DATA BLOCK:
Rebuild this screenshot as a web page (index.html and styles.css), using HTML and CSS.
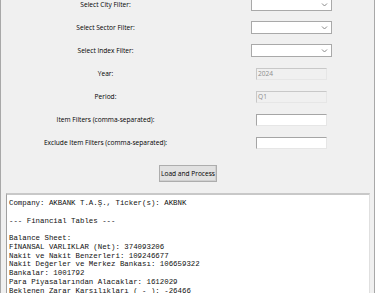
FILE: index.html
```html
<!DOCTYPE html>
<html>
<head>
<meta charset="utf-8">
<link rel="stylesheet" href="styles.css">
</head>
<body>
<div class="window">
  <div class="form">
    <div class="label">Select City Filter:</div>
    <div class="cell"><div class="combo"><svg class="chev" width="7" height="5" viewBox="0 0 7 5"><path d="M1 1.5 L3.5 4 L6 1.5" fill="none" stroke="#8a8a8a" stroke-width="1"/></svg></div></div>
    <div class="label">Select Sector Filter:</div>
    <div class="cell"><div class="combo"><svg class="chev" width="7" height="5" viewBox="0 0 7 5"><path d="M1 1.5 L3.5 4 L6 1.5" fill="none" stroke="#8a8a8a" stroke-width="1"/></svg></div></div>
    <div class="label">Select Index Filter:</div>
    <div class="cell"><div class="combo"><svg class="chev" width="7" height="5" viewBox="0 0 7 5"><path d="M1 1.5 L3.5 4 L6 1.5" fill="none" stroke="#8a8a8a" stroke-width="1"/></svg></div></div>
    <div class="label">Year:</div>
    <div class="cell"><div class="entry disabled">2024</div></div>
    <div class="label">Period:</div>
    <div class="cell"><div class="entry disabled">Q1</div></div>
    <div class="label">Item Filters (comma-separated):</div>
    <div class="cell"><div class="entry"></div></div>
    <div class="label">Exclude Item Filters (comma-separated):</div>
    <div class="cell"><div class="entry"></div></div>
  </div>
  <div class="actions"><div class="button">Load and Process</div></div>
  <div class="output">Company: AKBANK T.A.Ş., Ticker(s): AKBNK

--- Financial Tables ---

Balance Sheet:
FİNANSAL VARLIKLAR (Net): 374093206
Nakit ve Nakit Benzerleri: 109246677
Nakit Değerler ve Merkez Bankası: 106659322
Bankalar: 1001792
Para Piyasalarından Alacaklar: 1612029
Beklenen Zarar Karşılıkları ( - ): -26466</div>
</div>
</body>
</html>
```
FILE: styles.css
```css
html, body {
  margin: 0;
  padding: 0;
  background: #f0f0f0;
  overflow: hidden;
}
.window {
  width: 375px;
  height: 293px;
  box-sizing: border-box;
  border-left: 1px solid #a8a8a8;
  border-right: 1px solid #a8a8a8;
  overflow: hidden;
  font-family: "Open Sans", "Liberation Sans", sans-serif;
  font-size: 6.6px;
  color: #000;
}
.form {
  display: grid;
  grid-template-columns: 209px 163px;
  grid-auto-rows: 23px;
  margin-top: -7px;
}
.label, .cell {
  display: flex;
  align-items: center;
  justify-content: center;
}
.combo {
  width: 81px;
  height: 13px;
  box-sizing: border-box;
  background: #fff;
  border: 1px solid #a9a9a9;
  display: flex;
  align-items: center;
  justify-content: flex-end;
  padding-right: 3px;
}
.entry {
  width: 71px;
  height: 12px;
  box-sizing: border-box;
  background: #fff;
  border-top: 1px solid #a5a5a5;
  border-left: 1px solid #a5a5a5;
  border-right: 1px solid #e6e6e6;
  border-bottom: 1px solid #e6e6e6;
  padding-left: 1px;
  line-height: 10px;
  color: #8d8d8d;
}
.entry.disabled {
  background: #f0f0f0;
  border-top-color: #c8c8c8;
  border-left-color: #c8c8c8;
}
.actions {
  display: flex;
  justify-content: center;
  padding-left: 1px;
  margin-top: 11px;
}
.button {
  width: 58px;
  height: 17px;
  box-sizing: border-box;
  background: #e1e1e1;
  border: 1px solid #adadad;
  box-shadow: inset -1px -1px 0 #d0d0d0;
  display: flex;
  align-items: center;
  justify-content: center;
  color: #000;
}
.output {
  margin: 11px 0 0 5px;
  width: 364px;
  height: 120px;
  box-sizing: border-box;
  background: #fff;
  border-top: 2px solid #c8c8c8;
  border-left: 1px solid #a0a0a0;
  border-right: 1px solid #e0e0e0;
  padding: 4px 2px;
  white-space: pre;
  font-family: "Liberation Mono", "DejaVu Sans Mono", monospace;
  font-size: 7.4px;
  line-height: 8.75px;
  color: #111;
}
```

WORK INSTRUCTIONS:
Using the data above, print every line exactly, omitting pictures.

RESPONSE TO THIS TASK:
Rebuild this screenshot as a web page (index.html and styles.css), using HTML and CSS.
FILE: index.html
```html
<!DOCTYPE html>
<html>
<head>
<meta charset="utf-8">
<link rel="stylesheet" href="styles.css">
</head>
<body>
<div class="window">
  <div class="form">
    <div class="label">Select City Filter:</div>
    <div class="cell"><div class="combo"><svg class="chev" width="7" height="5" viewBox="0 0 7 5"><path d="M1 1.5 L3.5 4 L6 1.5" fill="none" stroke="#8a8a8a" stroke-width="1"/></svg></div></div>
    <div class="label">Select Sector Filter:</div>
    <div class="cell"><div class="combo"><svg class="chev" width="7" height="5" viewBox="0 0 7 5"><path d="M1 1.5 L3.5 4 L6 1.5" fill="none" stroke="#8a8a8a" stroke-width="1"/></svg></div></div>
    <div class="label">Select Index Filter:</div>
    <div class="cell"><div class="combo"><svg class="chev" width="7" height="5" viewBox="0 0 7 5"><path d="M1 1.5 L3.5 4 L6 1.5" fill="none" stroke="#8a8a8a" stroke-width="1"/></svg></div></div>
    <div class="label">Year:</div>
    <div class="cell"><div class="entry disabled">2024</div></div>
    <div class="label">Period:</div>
    <div class="cell"><div class="entry disabled">Q1</div></div>
    <div class="label">Item Filters (comma-separated):</div>
    <div class="cell"><div class="entry"></div></div>
    <div class="label">Exclude Item Filters (comma-separated):</div>
    <div class="cell"><div class="entry"></div></div>
  </div>
  <div class="actions"><div class="button">Load and Process</div></div>
  <div class="output">Company: AKBANK T.A.Ş., Ticker(s): AKBNK

--- Financial Tables ---

Balance Sheet:
FİNANSAL VARLIKLAR (Net): 374093206
Nakit ve Nakit Benzerleri: 109246677
Nakit Değerler ve Merkez Bankası: 106659322
Bankalar: 1001792
Para Piyasalarından Alacaklar: 1612029
Beklenen Zarar Karşılıkları ( - ): -26466</div>
</div>
</body>
</html>
```
FILE: styles.css
```css
html, body {
  margin: 0;
  padding: 0;
  background: #f0f0f0;
  overflow: hidden;
}
.window {
  width: 375px;
  height: 293px;
  box-sizing: border-box;
  border-left: 1px solid #a8a8a8;
  border-right: 1px solid #a8a8a8;
  overflow: hidden;
  font-family: "Open Sans", "Liberation Sans", sans-serif;
  font-size: 6.6px;
  color: #000;
}
.form {
  display: grid;
  grid-template-columns: 209px 163px;
  grid-auto-rows: 23px;
  margin-top: -7px;
}
.label, .cell {
  display: flex;
  align-items: center;
  justify-content: center;
}
.combo {
  width: 81px;
  height: 13px;
  box-sizing: border-box;
  background: #fff;
  border: 1px solid #a9a9a9;
  display: flex;
  align-items: center;
  justify-content: flex-end;
  padding-right: 3px;
}
.entry {
  width: 71px;
  height: 12px;
  box-sizing: border-box;
  background: #fff;
  border-top: 1px solid #a5a5a5;
  border-left: 1px solid #a5a5a5;
  border-right: 1px solid #e6e6e6;
  border-bottom: 1px solid #e6e6e6;
  padding-left: 1px;
  line-height: 10px;
  color: #8d8d8d;
}
.entry.disabled {
  background: #f0f0f0;
  border-top-color: #c8c8c8;
  border-left-color: #c8c8c8;
}
.actions {
  display: flex;
  justify-content: center;
  padding-left: 1px;
  margin-top: 11px;
}
.button {
  width: 58px;
  height: 17px;
  box-sizing: border-box;
  background: #e1e1e1;
  border: 1px solid #adadad;
  box-shadow: inset -1px -1px 0 #d0d0d0;
  display: flex;
  align-items: center;
  justify-content: center;
  color: #000;
}
.output {
  margin: 11px 0 0 5px;
  width: 364px;
  height: 120px;
  box-sizing: border-box;
  background: #fff;
  border-top: 2px solid #c8c8c8;
  border-left: 1px solid #a0a0a0;
  border-right: 1px solid #e0e0e0;
  padding: 4px 2px;
  white-space: pre;
  font-family: "Liberation Mono", "DejaVu Sans Mono", monospace;
  font-size: 7.4px;
  line-height: 8.75px;
  color: #111;
}
```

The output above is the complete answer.